The profound shock expressed by so many news commentators in the aftermath of the carnage tells me that I was not alone in my naïvete and unwarranted sense of security. Clearly, the internal threat to American democracy is graver than most of us realized.

But now that we know what we are up against, what do we do about it? Obviously, the perpetrators of the Capitol invasion should be arrested and prosecuted, and President Trump should face the severe sanction of removal from office via impeachment or the 25th Amendment. But I would argue that it is even more important for “We the People” to adopt a carefully balanced view of what just happened, one that avoids unproductive hand wringing and despair.

Perhaps the best way to do this is to recognize that history’s darkest moments often have a silver lining. Meaningful historical change frequently involves an unintended consequence of an action, event or decision. Consider the case of Birmingham, Alabama’s civil rights struggle in 1963. The local movement to bring desegregation and racial justice to a city bedeviled by Jim Crow discrimination was losing momentum and on the verge of collapse until the white supremacist commissioner of public safety, Eugene “Bull” Connor, decided to use attack dogs and high-pressure fire hoses to intimidate non-violent civil rights marchers, many of whom were young teenagers. The televised images of Connor’s savagery shocked the nation and the world, revealing just how far he and his allies were willing to go to protect the so-called “Southern way of life.”

Once the brutal underside of Jim Crow was exposed in such spectacular fashion, the embarrassed Birmingham business establishment repudiated Connor’s extremism, turning to a moderate approach that sacrificed racial purity in the interest of economic progress and civic order. As Dr. Martin Luther King Jr. later pointed out, Connor’s self-destructive zeal was a crucial element of the Birmingham movement’s success; without him as an almost perfect foil, the movement would not have had such a wide impact on national public opinion and public policy.

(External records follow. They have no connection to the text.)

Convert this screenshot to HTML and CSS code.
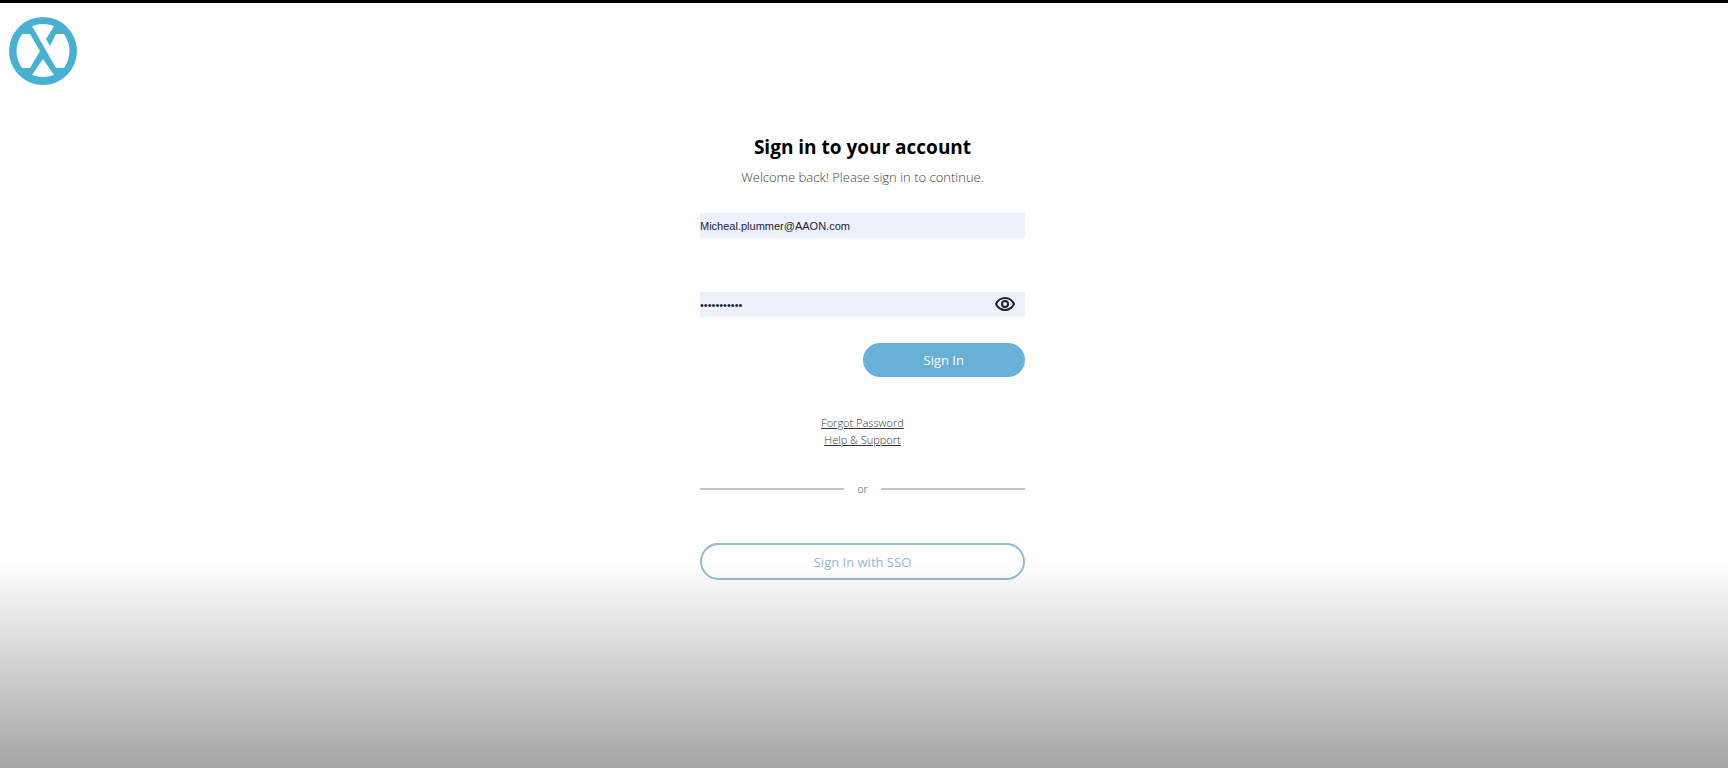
FILE: index.html
```html
<!DOCTYPE html>
<html lang="en">
<head>
  <meta charset="UTF-8" />
  <meta name="viewport" content="width=device-width, initial-scale=1.0" />
  <title>Sign in to your account</title>
  <link rel="stylesheet" href="styles.css">
</head>
<body>

  <header class="header">
    <svg class="logo" viewBox="0 0 68 68" role="img" aria-label="Logo">
      <circle cx="34" cy="34" r="34" fill="#48b1d3" />
      <g fill="#fff">
        <path d="M13 17 H21 L31 34 L21 51 H13 Q2 34 13 17 Z" />
        <path d="M23 9 Q34 5 45 9 L37 22 L41 29 L47 17 H55 Q66 34 55 51 H47 Z" />
        <path d="M34 42 L45 58 Q34 62 23 58 Z" />
      </g>
    </svg>
  </header>

  <main class="login">
    <h1 class="title">Sign in to your account</h1>
    <p class="subtitle">Welcome back! Please sign in to continue.</p>

    <form id="loginForm" class="login-form">
      <input class="field" type="email" id="email" value="Micheal.plummer@AAON.com" aria-label="Email" required />

      <div class="password-field">
        <input class="field" type="password" id="password" value="password123" aria-label="Password" required />
        <button type="button" id="togglePassword" class="toggle" aria-label="Show password">
          <svg viewBox="0 0 20 16" fill="none" stroke="#1c2233" stroke-width="2">
            <path d="M1 8 Q4 2 10 2 T19 8 Q16 14 10 14 T1 8 Z" />
            <circle cx="10" cy="8" r="3" />
          </svg>
        </button>
      </div>

      <button type="submit" class="btn-primary">Sign In</button>
    </form>

    <nav class="links">
      <a href="#">Forgot Password</a>
      <a href="#">Help &amp; Support</a>
    </nav>

    <div class="divider">or</div>

    <button type="button" class="btn-outline">Sign In with SSO</button>
  </main>

  <div class="shade"></div>

  <script>
    document.getElementById('togglePassword').addEventListener('click', function () {
      const password = document.getElementById('password');
      password.type = password.type === 'password' ? 'text' : 'password';
    });

    document.getElementById('loginForm').addEventListener('submit', function (e) {
      e.preventDefault();
    });
  </script>

</body>
</html>
```
FILE: styles.css
```css
* {
  box-sizing: border-box;
}
body {
  font-family: 'Open Sans', 'Noto Sans', sans-serif;
  background-color: #fefefe;
  border-top: 3px solid #000;
  min-height: 100vh;
  margin: 0;
  padding-right: 3px;
}
.header {
  padding: 14px 9px 0;
}
.logo {
  display: block;
  width: 68px;
  height: 68px;
}
.login {
  display: flex;
  flex-direction: column;
  width: 90%;
  max-width: 325px;
  margin: 48px auto 0;
  text-align: center;
}
.title {
  color: #000;
  font-size: 19px;
  line-height: 28px;
  font-weight: 700;
  margin: 0 0 6px;
}
.subtitle {
  color: #444;
  font-size: 13px;
  line-height: 20px;
  font-weight: 300;
  margin: 0;
}
.login-form {
  display: flex;
  flex-direction: column;
  margin-top: 26px;
}
.field {
  display: block;
  width: 100%;
  height: 25px;
  padding: 0;
  border: none;
  background-color: #edf1fc;
  color: #1c2233;
  font-family: 'Liberation Sans', Arial, sans-serif;
  font-size: 11px;
}
.field:focus {
  outline: none;
}
.password-field {
  position: relative;
  margin-top: 54px;
}
.toggle {
  position: absolute;
  top: 4px;
  right: 10px;
  width: 20px;
  height: 16px;
  padding: 0;
  border: none;
  background: none;
  cursor: pointer;
}
.toggle svg {
  display: block;
}
.btn-primary {
  align-self: flex-end;
  width: 50%;
  height: 34px;
  margin-top: 26px;
  border: none;
  border-radius: 17px;
  background-color: #69b0d9;
  color: #fff;
  font-family: inherit;
  font-size: 13px;
  cursor: pointer;
}
.links {
  display: flex;
  flex-direction: column;
  align-items: center;
  margin-top: 37px;
}
.links a {
  color: #333;
  font-size: 11px;
  line-height: 17px;
  font-weight: 300;
}
.divider {
  display: flex;
  align-items: center;
  gap: 13px;
  margin-top: 33px;
  color: #888;
  font-size: 10px;
  line-height: 16px;
}
.divider::before,
.divider::after {
  content: '';
  flex: 1;
  height: 2px;
  background-color: #c4c4c4;
}
.btn-outline {
  height: 37px;
  margin-top: 46px;
  border: 2px solid #8dbfd0;
  border-radius: 19px;
  background-color: #fefefe;
  color: #8fb9d3;
  font-family: inherit;
  font-size: 13px;
  cursor: pointer;
}
.shade {
  position: fixed;
  left: 0;
  right: 0;
  bottom: 0;
  height: 204px;
  background: linear-gradient(rgba(0, 0, 0, 0), rgba(0, 0, 0, 0.35));
  pointer-events: none;
}
```
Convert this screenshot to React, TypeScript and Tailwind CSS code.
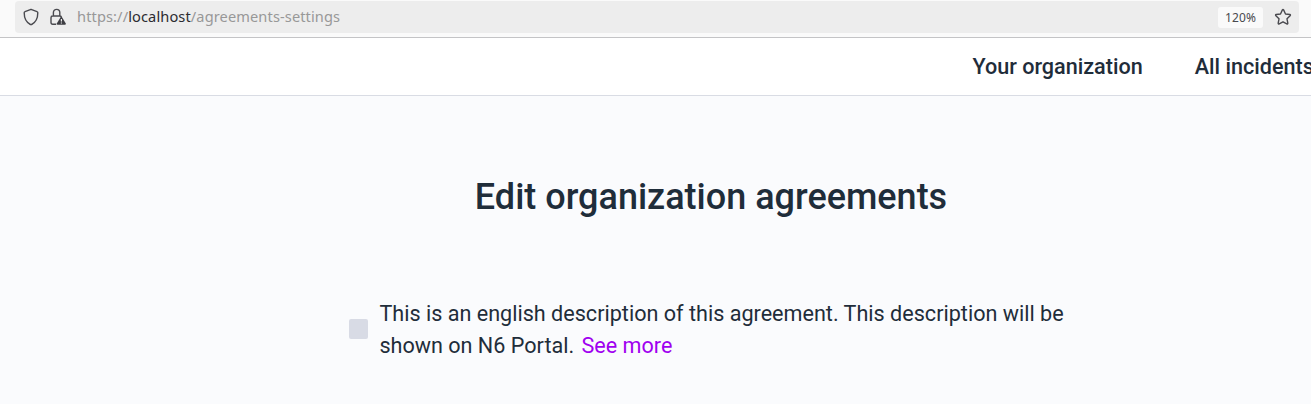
import React from "react";

function ShieldIcon() {
  return (
    <svg width="16" height="18" viewBox="0 0 16 18" fill="none" stroke="#4a4a4f" strokeWidth="1.4" strokeLinejoin="round">
      <path d="M8 1.3 L14 3.6 C14.6 3.8 14.8 4.2 14.8 4.8 C14.8 10.2 12.6 14.5 8.6 16.5 Q8 16.8 7.4 16.5 C3.4 14.5 1.2 10.2 1.2 4.8 C1.2 4.2 1.4 3.8 2 3.6 Z" />
    </svg>
  );
}

function LockWarningIcon() {
  return (
    <svg width="16" height="18" viewBox="0 0 16 18" fill="none">
      <path
        d="M3.4 8 V4.6 a3.2 3.2 0 0 1 6.4 0 V8 M6.2 16.2 H2.7 Q1 16.2 1 14.5 V9.7 Q1 8 2.7 8 H9.8 Q11 8 11.4 9"
        stroke="#4a4a4f"
        strokeWidth="1.4"
      />
      <path
        d="M10.7 9 Q11.3 8.3 11.9 9 L15.8 15.4 Q16 16.8 14.9 16.8 H7.7 Q6.6 16.8 6.8 15.4 Z"
        fill="#3e3e43"
      />
      <path d="M11.4 11 V13.6 M11.4 14.5 V15.6" stroke="#ededed" strokeWidth="1.2" />
    </svg>
  );
}

function StarIcon() {
  return (
    <svg width="18" height="18" viewBox="0 0 18 18" fill="none" stroke="#4a4a4f" strokeWidth="1.4" strokeLinejoin="round">
      <path d="M8.4 1.9 Q9 0.9 9.6 1.9 L11.5 6 L15.8 6.5 Q16.9 6.8 16.1 7.7 L13 10.8 L13.8 15.2 Q13.8 16.4 12.8 15.9 L9 13.8 L5.2 15.9 Q4.2 16.4 4.2 15.2 L5 10.8 L1.9 7.7 Q1.1 6.8 2.2 6.5 L6.5 6 Z" />
    </svg>
  );
}

function AddressBar() {
  return (
    <div className="h-[38px] border-b border-[#c4c4c6] bg-[#fafafa] pt-px pr-3 pl-[15px]">
      <div className="flex h-8 items-center rounded-[4px] bg-[#ededed] pr-[7px] pl-2">
        <ShieldIcon />
        <span className="ml-[11px] flex">
          <LockWarningIcon />
        </span>
        <div className="mb-0.5 ml-[11px] font-['Noto_Sans','Open_Sans',sans-serif] text-[14.6px] leading-[30px] tracking-[0.11px] whitespace-nowrap text-[#989898]">
          https://<span className="text-[#2b2b30]">localhost</span>/agreements-settings
        </div>
        <span className="ml-auto flex h-[21px] w-[45px] items-center justify-center rounded-[3px] bg-[#fafafa] pt-px font-['Noto_Sans','Open_Sans',sans-serif] text-[12px] tracking-[0.1px] text-[#4a4a4f]">
          120%
        </span>
        <span className="ml-[11px] flex">
          <StarIcon />
        </span>
      </div>
    </div>
  );
}

export default function App() {
  return (
    <div className="flex h-[404px] w-full flex-col overflow-hidden bg-[#fafbfd] font-['Roboto',sans-serif] text-[#1f2d3a]">
      <AddressBar />
      <nav className="flex h-[58px] shrink-0 gap-[52px] overflow-hidden border-b border-[#d9dce4] bg-white pl-[972.4px] text-[21.6px] leading-[57px] font-medium whitespace-nowrap">
        <a className="shrink-0">Your organization</a>
        <a className="shrink-0">All incidents</a>
      </nav>
      <main className="pl-[349px]">
        <h1 className="mt-[77px] w-[724px] text-center text-[36px] leading-12 font-medium whitespace-nowrap">
          Edit organization agreements
        </h1>
        <div className="mt-[76px] flex items-start">
          <span className="mt-[22px] h-5 w-[19px] shrink-0 rounded-[2px] bg-[#d8dbe5]" />
          <p className="mt-px ml-[11.4px] text-[21.6px] leading-8 whitespace-nowrap">
            This is an english description of this agreement. This description will be
            <br />
            shown on N6 Portal. <a className="ml-[2px] text-[#a000f0]">See more</a>
          </p>
        </div>
      </main>
    </div>
  );
}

The unintended consequences of Trump’s decision to incite a riotous assault on the Capitol and the rule of law are already taking shape. Capitulating to his gathering rage at being cast as a “loser,” he lost all touch with reality and the basic rules of comity and self-protective restraint. But ironically, in trying to unleash the power of his populistic, white nationalist followers, he actually fastened his movement to an untenable and indefensible hitching post of political extremism and narcissistic indulgence.

The deluge of condemnations and resignations has begun, and in the weeks and months to follow, both before and after his inevitable retreat to Mar-a-Lago, Trump will, in all likelihood, face a rising tide of indignation and outrage that will lead to isolation and ultimately to political irrelevance.

A significant segment of his base — namely die-hard followers such as Rudy Giuliani and Louie Gohmert, the most extreme members of the NRA, some anti-abortion evangelicals, the QAnon folks, and the Proud Boys — will undoubtedly keep the faith and may actually worship him more than ever. But let us hope that most Americans will reach a different conclusion, seeing Trump for what he really is: the first American president to foment outright sedition and insurrection, and the first to violate his oath of office in the most egregious manner possible.

Like Bull Connor and so many other overbearing bullies of the past, Donald Trump is seemingly the architect of his own demise. For many of us, this irony is the shining beacon of light that promises to conquer the darkness of one of the most frightening and shameful episodes in American history. At this point, of course, no one can be certain about any of this. But if my predictions are wrong — if Trump somehow manages to emerge relatively unscathed following his frontal assault on constitutional democracy — heaven help us all.

Raymond Arsenault is the John Hope Franklin Professor of Southern History emeritus at the University of South Florida, St. Petersburg.